Geometrically u and v are related as having orthogonal trajectories, away from the zeroes of the underlying holomorphic function; the contours on which u and v are constant cross at right angles. In this regard, u+iv would be the complex potential, where u is the potential function and v is the stream function.

## Examples

For example, consider the function

$u(x,y)=e^{x}\sin y.\,$ Since

${\partial u \over \partial x}=e^{x}\sin y,{\partial ^{2}u \over \partial x^{2}}=e^{x}\sin y$ and

${\partial u \over \partial y}=e^{x}\cos y,{\partial ^{2}u \over \partial y^{2}}=-e^{x}\sin y,$ it satisfies

$\Delta u=\nabla ^{2}u=0\,$ ($\Delta$ is the Laplace operator) and is thus harmonic. Now suppose we have a $v(x,y)$ such that the Cauchy–Riemann equations are satisfied:

${\partial u \over \partial x}={\partial v \over \partial y}=e^{x}\sin y\,$ and

${\partial u \over \partial y}=-{\partial v \over \partial x}=e^{x}\cos y.\,$ Simplifying,

${\partial v \over \partial y}=e^{x}\sin y$ and

${\partial v \over \partial x}=-e^{x}\cos y$ which when solved gives

$v=-e^{x}\cos y+C.\!\;$ Observe that if the functions related to u and v were interchanged, the functions would not be harmonic conjugates, since the minus sign in the Cauchy–Riemann equations makes the relationship asymmetric.

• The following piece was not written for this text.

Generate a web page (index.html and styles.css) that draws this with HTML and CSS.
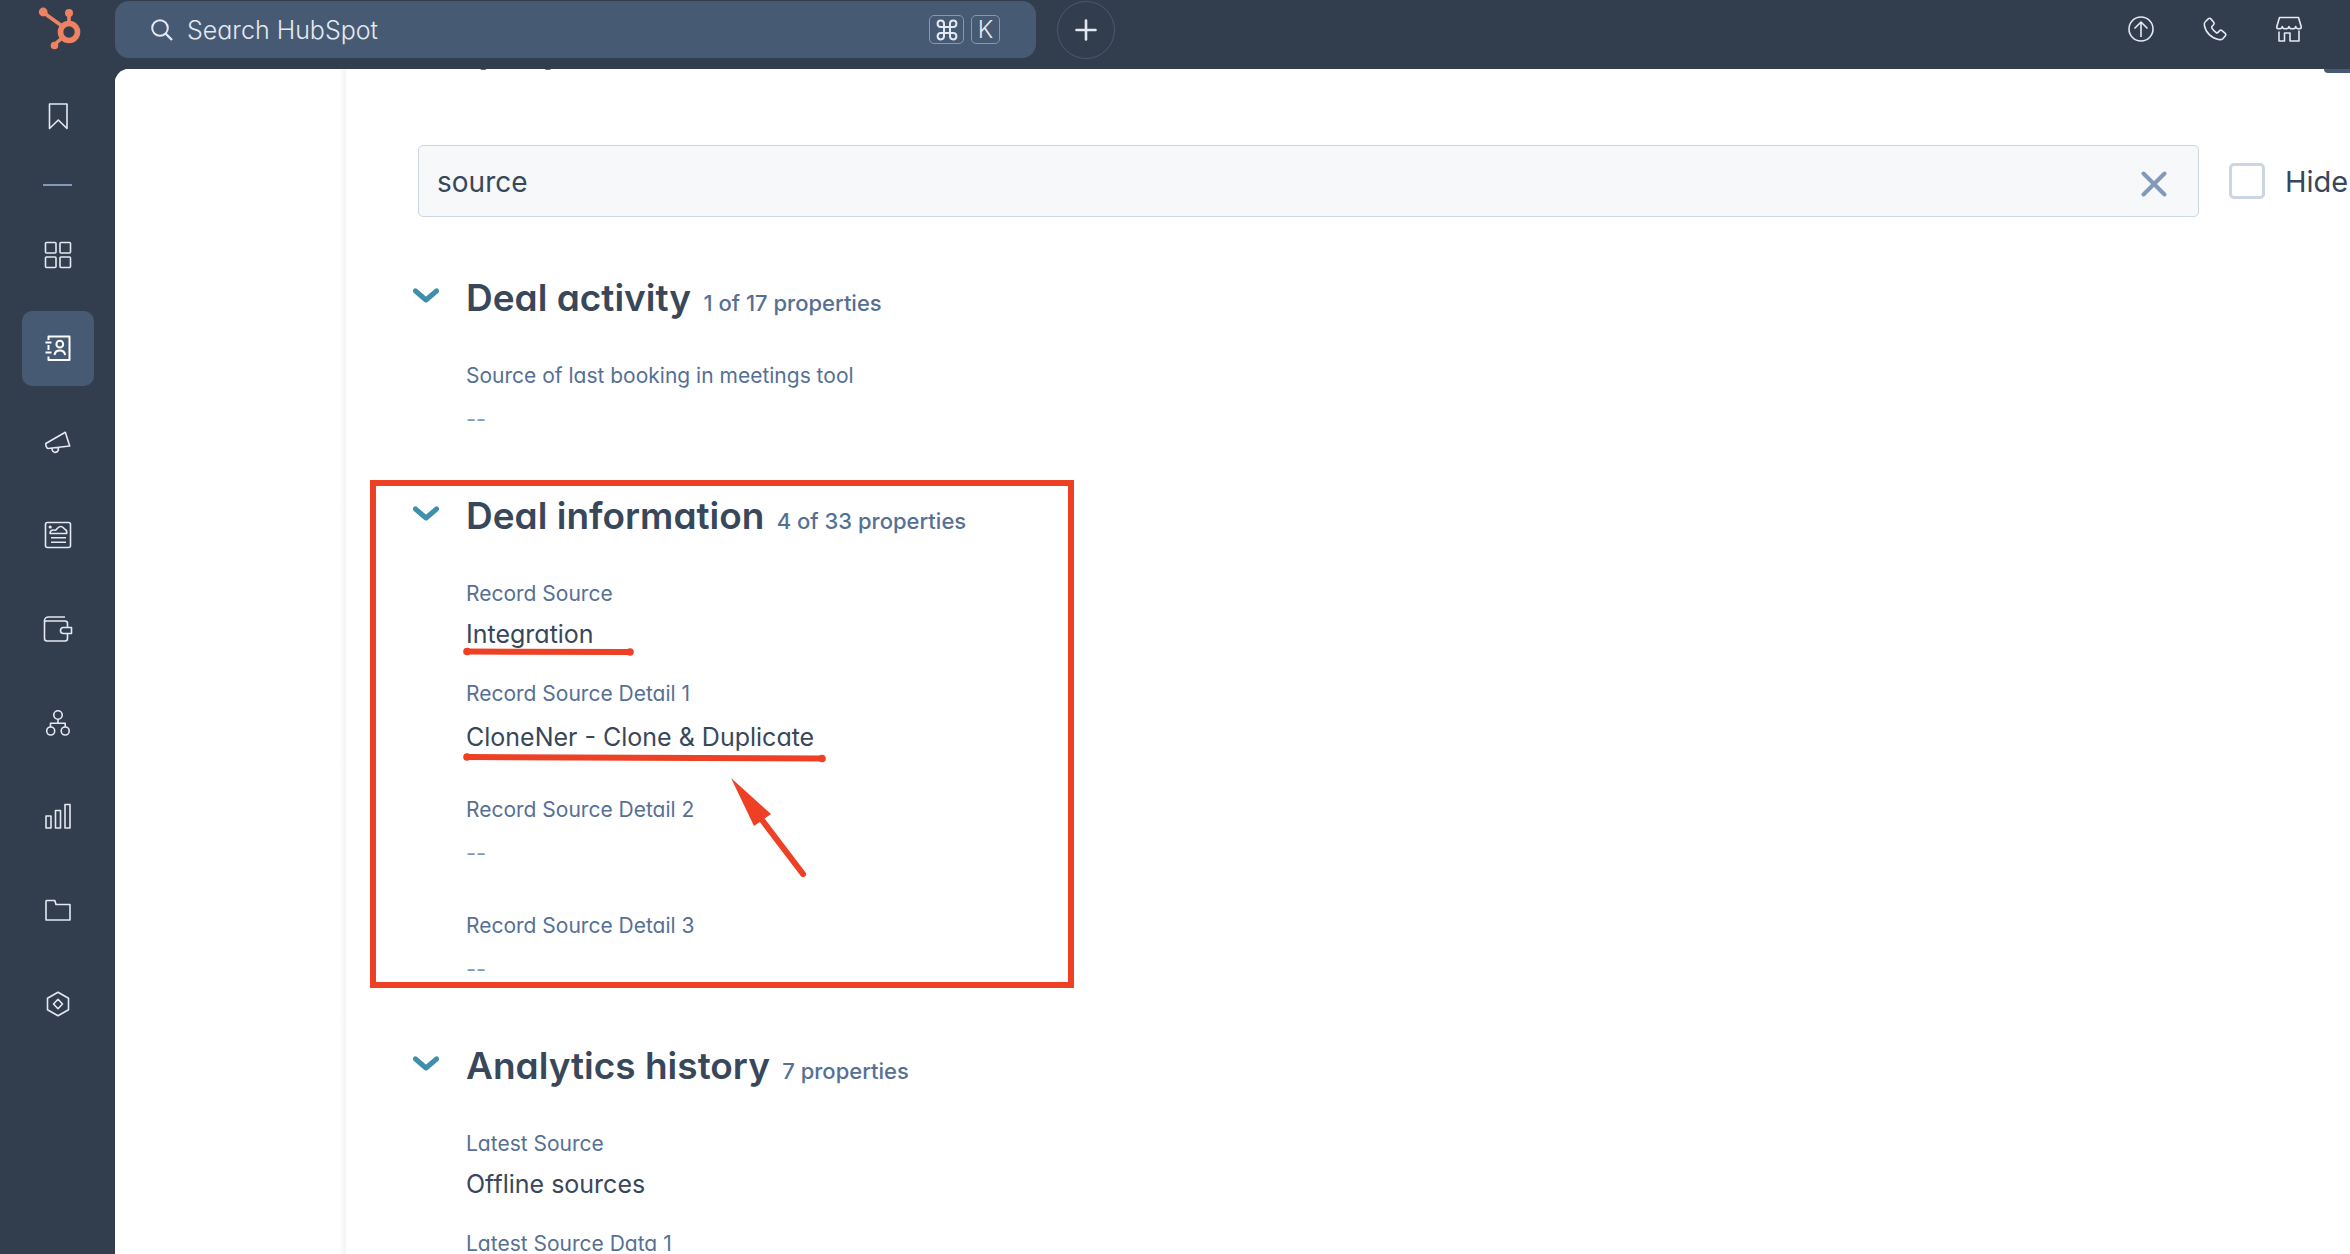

The conformal mapping property of analytic functions (at points where the derivative is not zero) gives rise to a geometric property of harmonic conjugates. Clearly the harmonic conjugate of x is y, and the lines of constant x and constant y are orthogonal. Conformality says that contours of constant u(x,y) and v(x,y) will also be orthogonal where they cross (away from the zeroes of f′(z)). That means that v is a specific solution of the orthogonal trajectory problem for the family of contours given by u (not the only solution, naturally, since we can take also functions of v): the question, going back to the mathematics of the seventeenth century, of finding the curves that cross a given family of non-intersecting curves at right angles.

There is an additional occurrence of the term harmonic conjugate in mathematics, and more specifically in geometry. Two points A and B are said to be harmonic conjugates of each other with respect to another pair of points C, D if (ABCD) = −1, where (ABCD) is the cross-ratio of points A, B, C, D (See Projective harmonic conjugates.)